Cette formation d’eau profonde, qui se produit également dans l’Atlantique Nord, est le moteur de la circulation océanique à l’échelle de la Terre, également appelée circulation thermohaline ou tapis roulant des courants marins. La circulation thermohaline est cruciale, car elle transporte la chaleur, le carbone, l’oxygène et les nutriments tout autour du globe, influençant ainsi le climat, le niveau des mers et la productivité des écosystèmes marins. Si la formation d’eaux profondes s’affaiblit ou s’arrête complètement, la circulation globale ralentit ou s’arrête également avec le temps, avec des conséquences dévastatrices pour les écosystèmes marins et le climat.
« Notre modélisation montre que si les émissions mondiales de carbone continuent au rythme actuel, la circulation antarctique ralentira de plus de 40 % au cours des 30 prochaines années, avec une trajectoire qui semble se diriger vers un effondrement », déclare le professeur Matthew England, directeur adjoint de l’ARC Centre for Excellence in Antarctic Science de l’Université de Nouvelle-Galles du Sud, et responsable de la présente étude.
La circulation globale des masses d’eau
Les eaux de surface descendent en profondeur lorsqu’elles sont « lourdes », c’est-à-dire lorsqu’elles ont une densité élevée.
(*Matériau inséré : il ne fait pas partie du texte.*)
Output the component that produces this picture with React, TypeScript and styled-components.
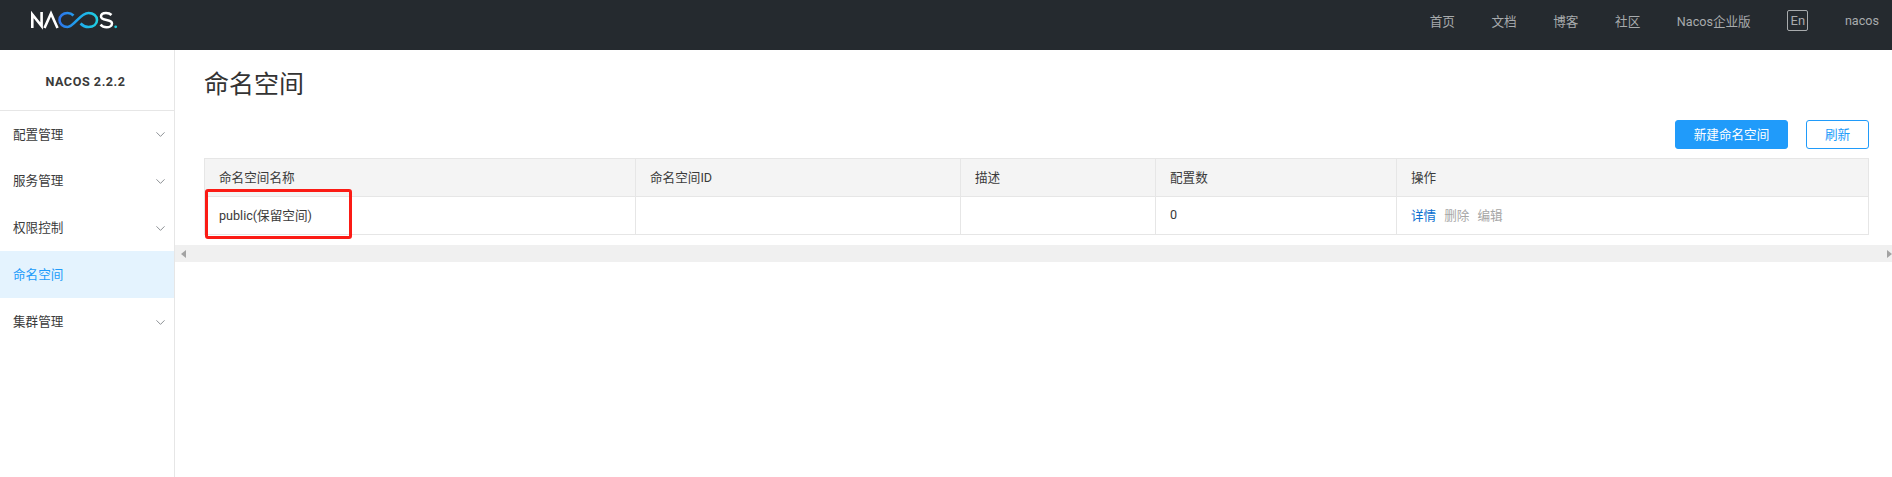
import styled, { createGlobalStyle } from 'styled-components';
import { ChevronDown } from 'lucide-react';

const GlobalStyle = createGlobalStyle`
    html, body {
        margin: 0;
        padding: 0;
        background: #fff;
        overflow: hidden;
    }
    * {
        box-sizing: border-box;
    }
    body {
        font-family: Roboto, "Noto Sans CJK SC", sans-serif;
        font-size: 12.6px;
        color: #3a3a3a;
    }
`

const Page = styled.div`
    width: 1892px;
    height: 477px;
    display: flex;
    flex-direction: column;
`

const Header = styled.header`
    height: 50px;
    flex: none;
    background: #252a2f;
    display: flex;
    align-items: center;
    justify-content: space-between;
    padding: 0 13px 0 30px;
`

const Logo = styled.svg`
    width: 90px;
    height: 20px;
    margin-top: -10px;
    display: block;
`

const TopNav = styled.nav`
    display: flex;
    align-items: center;
    gap: 36.6px;
    color: #a8abad;
    margin-top: -10px;
`

const LangBox = styled.span`
    width: 21px;
    height: 21px;
    border: 1px solid #a8abad;
    border-radius: 2px;
    display: flex;
    align-items: center;
    justify-content: center;
    font-size: 13px;
`

const Body = styled.div`
    flex: 1;
    display: flex;
    min-height: 0;
`

const Sidebar = styled.aside`
    width: 175px;
    flex: none;
    border-right: 1px solid #e6e6e6;
`

const SideTitle = styled.div`
    height: 60px;
    padding: 3px 3px 0 0;
    display: flex;
    align-items: center;
    justify-content: center;
    font-weight: 700;
    font-size: 12.6px;
    letter-spacing: 0.55px;
`

const SideItem = styled.div<{ $active?: boolean }>`
    height: 47px;
    padding: 0 6px 2px 13px;
    display: flex;
    align-items: center;
    justify-content: space-between;
    color: ${(p) => (p.$active ? '#209bfa' : '#3a3a3a')};
    background: ${(p) => (p.$active ? '#e4f3fe' : 'transparent')};

    &:first-child {
        border-top: 1px solid #e6e6e6;
    }

    svg {
        color: #666b70;
        margin-top: 3px;
    }
`

const Main = styled.main`
    flex: 1;
    min-width: 0;
    display: flex;
    flex-direction: column;
    position: relative;
`

const Title = styled.h1`
    margin: 0;
    padding: 15px 0 0 29px;
    height: 70px;
    font-size: 25px;
    line-height: 40px;
    font-weight: 400;
    color: #333;
`

const Toolbar = styled.div`
    display: flex;
    justify-content: flex-end;
    gap: 18px;
    padding-right: 23px;
    height: 38px;
`

const Button = styled.button<{ $primary?: boolean }>`
    height: 29px;
    padding: 0 0 2px;
    width: ${(p) => (p.$primary ? '113px' : '63px')};
    border-radius: 3px;
    border: 1px solid #209bfa;
    background: ${(p) => (p.$primary ? '#209bfa' : '#fff')};
    color: ${(p) => (p.$primary ? '#fff' : '#209bfa')};
    font: inherit;
`

const Table = styled.div`
    margin: 0 23px 0 29px;
    display: grid;
    grid-template-columns: 431px 325px 195px 241px 1fr;
    border-top: 1px solid #e6e6e6;
    border-left: 1px solid #e6e6e6;
`

const Cell = styled.div<{ $head?: boolean }>`
    height: 38px;
    padding: 0 14px 2px;
    display: flex;
    align-items: center;
    gap: 8px;
    background: ${(p) => (p.$head ? '#f4f4f4' : '#fff')};
    border-right: 1px solid #e6e6e6;
    border-bottom: 1px solid #e6e6e6;
`

const ActionLink = styled.span<{ $disabled?: boolean }>`
    color: ${(p) => (p.$disabled ? '#a6a6a6' : '#0b6fd0')};
`

const Highlight = styled.div`
    position: absolute;
    left: 30px;
    top: 139px;
    width: 147px;
    height: 50px;
    border: 3px solid #fb1b15;
    border-radius: 3px;
`

const ScrollTrack = styled.div`
    margin-top: 10px;
    height: 17px;
    background: #f0f0f0;
    display: flex;
    align-items: center;
    justify-content: space-between;
    padding: 0 0 0 6px;
`

const Arrow = styled.span<{ $right?: boolean }>`
    width: 0;
    height: 0;
    border-top: 4px solid transparent;
    border-bottom: 4px solid transparent;
    ${(p) => (p.$right ? 'border-left: 5px solid #a3a3a3;' : 'border-right: 5px solid #a3a3a3;')}
`

const menu = [
    { label: '配置管理', expandable: true },
    { label: '服务管理', expandable: true },
    { label: '权限控制', expandable: true },
    { label: '命名空间', active: true },
    { label: '集群管理', expandable: true },
]

const NacosLogo = () => (
    <Logo viewBox="0 0 90 20" fill="none">
        <defs>
            <linearGradient id="infinity" x1="28" x2="68" y1="0" y2="0" gradientUnits="userSpaceOnUse">
                <stop offset="0" stopColor="#2f6fe8" />
                <stop offset="0.5" stopColor="#1fa6ee" />
                <stop offset="1" stopColor="#1fd0e0" />
            </linearGradient>
        </defs>
        <path d="M2.3 18V4.5L11.6 16V2" stroke="#fff" strokeWidth="2.6" />
        <path d="M14.5 18L21 3.5L27.5 18" stroke="#fff" strokeWidth="2.6" />
        <path
            d="M43.5 5.5C41.5 3.5 39.5 3 37.5 3C33 3 29.5 6 29.5 10C29.5 14.2 33 17 37.5 17C44 17 50 3 58.5 3C63.5 3 67 6 67 10C67 14.2 63.5 17 58.5 17C55 17 52.5 15.5 50.5 13.5"
            stroke="url(#infinity)"
            strokeWidth="2.6"
        />
        <path
            d="M81.5 5C80 3.5 78 3 76 3C73 3 71 4.4 71 6.6C71 11.5 82 8.6 82 13.4C82 15.8 79.5 17.2 76.5 17.2C74 17.2 72 16.3 70.5 14.6"
            stroke="#fff"
            strokeWidth="2.5"
        />
        <circle cx="85.7" cy="16.8" r="1.4" fill="#1fd0e0" />
    </Logo>
)

const App = () => {
    return (
        <Page>
            <GlobalStyle />
            <Header>
                <NacosLogo />
                <TopNav>
                    <span>首页</span>
                    <span>文档</span>
                    <span>博客</span>
                    <span>社区</span>
                    <span>Nacos企业版</span>
                    <LangBox>En</LangBox>
                    <span>nacos</span>
                </TopNav>
            </Header>
            <Body>
                <Sidebar>
                    <SideTitle>NACOS 2.2.2</SideTitle>
                    <div>
                        {menu.map((item) => (
                            <SideItem key={item.label} $active={item.active}>
                                {item.label}
                                {item.expandable && <ChevronDown size={15} strokeWidth={1.2} />}
                            </SideItem>
                        ))}
                    </div>
                </Sidebar>
                <Main>
                    <Title>命名空间</Title>
                    <Toolbar>
                        <Button $primary>新建命名空间</Button>
                        <Button>刷新</Button>
                    </Toolbar>
                    <Table>
                        <Cell $head>命名空间名称</Cell>
                        <Cell $head>命名空间ID</Cell>
                        <Cell $head>描述</Cell>
                        <Cell $head>配置数</Cell>
                        <Cell $head>操作</Cell>
                        <Cell>public(保留空间)</Cell>
                        <Cell />
                        <Cell />
                        <Cell>0</Cell>
                        <Cell>
                            <ActionLink>详情</ActionLink>
                            <ActionLink $disabled>删除</ActionLink>
                            <ActionLink $disabled>编辑</ActionLink>
                        </Cell>
                    </Table>
                    <Highlight />
                    <ScrollTrack>
                        <Arrow />
                        <Arrow $right />
                    </ScrollTrack>
                </Main>
            </Body>
        </Page>
    )
}

export default App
Plus la température est basse (à cause des vents catabatiques) et plus la salinité de l’eau de mer est élevée (à cause de l’évaporation et de la formation de glace de mer), plus sa densité est importante. Cependant, les énormes quantités d’eau de fonte qui se déversent dans l’océan Austral, en raison du réchauffement rapide de l’Antarctique, réduisent la salinité des eaux de surface et donc leur densité, ce qui ralentit par conséquent la formation d’eaux profondes.
Les zones de formation d’eaux profondes en Antarctique se situent dans la mer de Weddell et la mer de Ross, où s’enfoncent chaque année environ 250 milliards de tonnes d’eau de surface froide, salée et riche en oxygène. Cette eau se propage vers le nord et apporte de l’oxygène dans les profondeurs des océans Indien, Pacifique et Atlantique.
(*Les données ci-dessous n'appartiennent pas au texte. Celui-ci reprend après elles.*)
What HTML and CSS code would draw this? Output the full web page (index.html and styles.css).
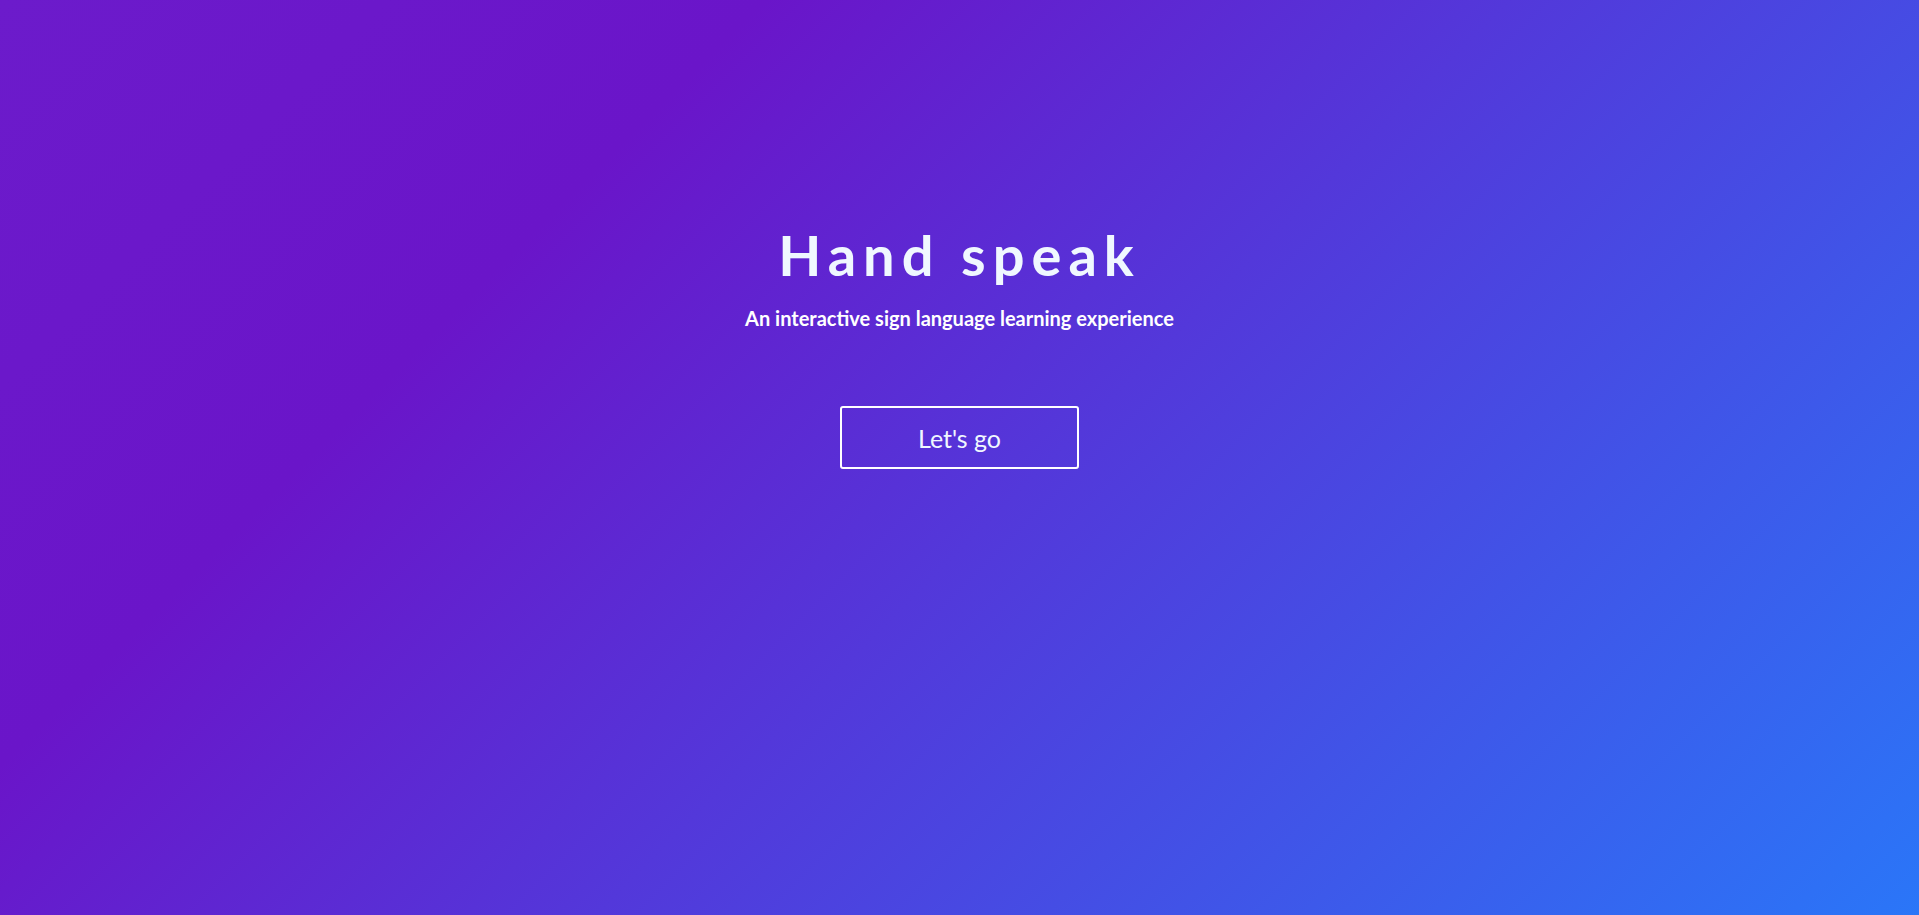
FILE: index.html
```html
<!DOCTYPE html>
<html lang="en">
<head>
<meta charset="utf-8">
<title>Hand speak</title>
<link rel="stylesheet" href="styles.css">
</head>
<body>
<main class="hero">
  <h1 class="hero-title">Hand speak</h1>
  <p class="hero-subtitle">An interactive sign language learning experience</p>
  <button class="hero-button" type="button">Let's go</button>
</main>
</body>
</html>
```
FILE: styles.css
```css
html, body {
  margin: 0;
  padding: 0;
  height: 100%;
}
body {
  font-family: Lato, "Open Sans", "Liberation Sans", sans-serif;
  color: #f0f8ff;
  background: linear-gradient(135deg, #6c1bcb 0%, #6a15c9 27%, #2a76f8 100%);
  overflow: hidden;
}
.hero {
  display: flex;
  flex-direction: column;
  align-items: center;
  padding-top: 221px;
}
.hero-title {
  margin: 0;
  font-size: 56px;
  line-height: 68px;
  font-weight: 700;
  letter-spacing: 7px;
  color: #f0f8ff;
}
.hero-subtitle {
  margin: 17px 0 0;
  font-size: 20px;
  line-height: 24px;
  font-weight: 700;
  color: #ffffff;
}
.hero-button {
  margin-top: 76px;
  width: 239px;
  height: 63px;
  background: transparent;
  border: 2px solid #ffffff;
  border-radius: 3px;
  color: #f0f8ff;
  font-family: Lato, "Open Sans", "Liberation Sans", sans-serif;
  font-size: 25px;
  cursor: pointer;
}
```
« Si les océans avaient des poumons, ce serait l’un d’entre eux ».
Professeur Matthew England
Pour l’étude actuelle, l’équipe de recherche a modélisé la quantité d’eaux profonde de l’Antarctique qui sera produite d’ici 2050 selon le scénario à fortes émissions du GIEC. Le modèle saisit entre autres la prévision de la manière dont l’eau de fonte pourrait influencer la circulation, ce que les modèles précédents ne pouvaient pas faire.
Depuis des millénaires, ce courant marin profond, l’eau de fond de l’Antarctique (AABW), est resté relativement stable, mais devrait se ralentir considérablement au cours des prochaines décennies. En tout cas, au vu des émissions de gaz à effet de serre qui n’ont pas été freinées et qui continuent même d’augmenter, tout porte à le croire.
Effets d’une circulation ralentie
Si la formation d’eaux profondes devait s’arrêter complètement – celle de l’Atlantique Nord s’affaiblit déjà elle aussi – l’eau de l’océan ne bougerait plus en dessous de 4000 mètres de profondeur. « Cela retiendrait les nutriments dans les eaux profondes, ce qui rendrait moins de nutriments disponibles pour la vie à la surface de l’océan », explique le professeur England.
Selon le co-auteur, le Dr Steve Rintoul du CSIRO, un ralentissement de la circulation entraîne également un réchauffement plus rapide des eaux profondes, qui est déjà en cours. En outre, le ralentissement a également un impact sur la capacité de l’océan à absorber le dioxyde de carbone de l’atmosphère. Le Dr Adele Morrison, chercheuse au Centre for Excellence in Antarctic Science, et qui a également participé à l’étude, explique à la BBC que lorsque la circulation océanique ralentit, l’eau de surface atteint rapidement sa capacité d’absorption de carbone et n’est alors plus remplacée par une eau plus pauvre en carbone et qui remonte à la surface depuis des profondeurs plus importantes.
« L’autre impact majeur que cela pourrait avoir est une rétroaction sur la portion de l’Antarctique qui fondra à l’avenir. Cela ouvre une voie à de l’eau plus chaude qui pourrait conduire à une fonte plus importante, ce qui constituerait une autre rétroaction qui amènerait plus d’eau de fonte dans l’océan et ralentirait encore plus la circulation », explique le Dr Morrison.
Les modèles actuels du GIEC sur le changement climatique ne tiennent pas encore compte de l’impact de la fonte de l’Antarctique sur les courants marins, mais il sera « considérable », selon le professeur England.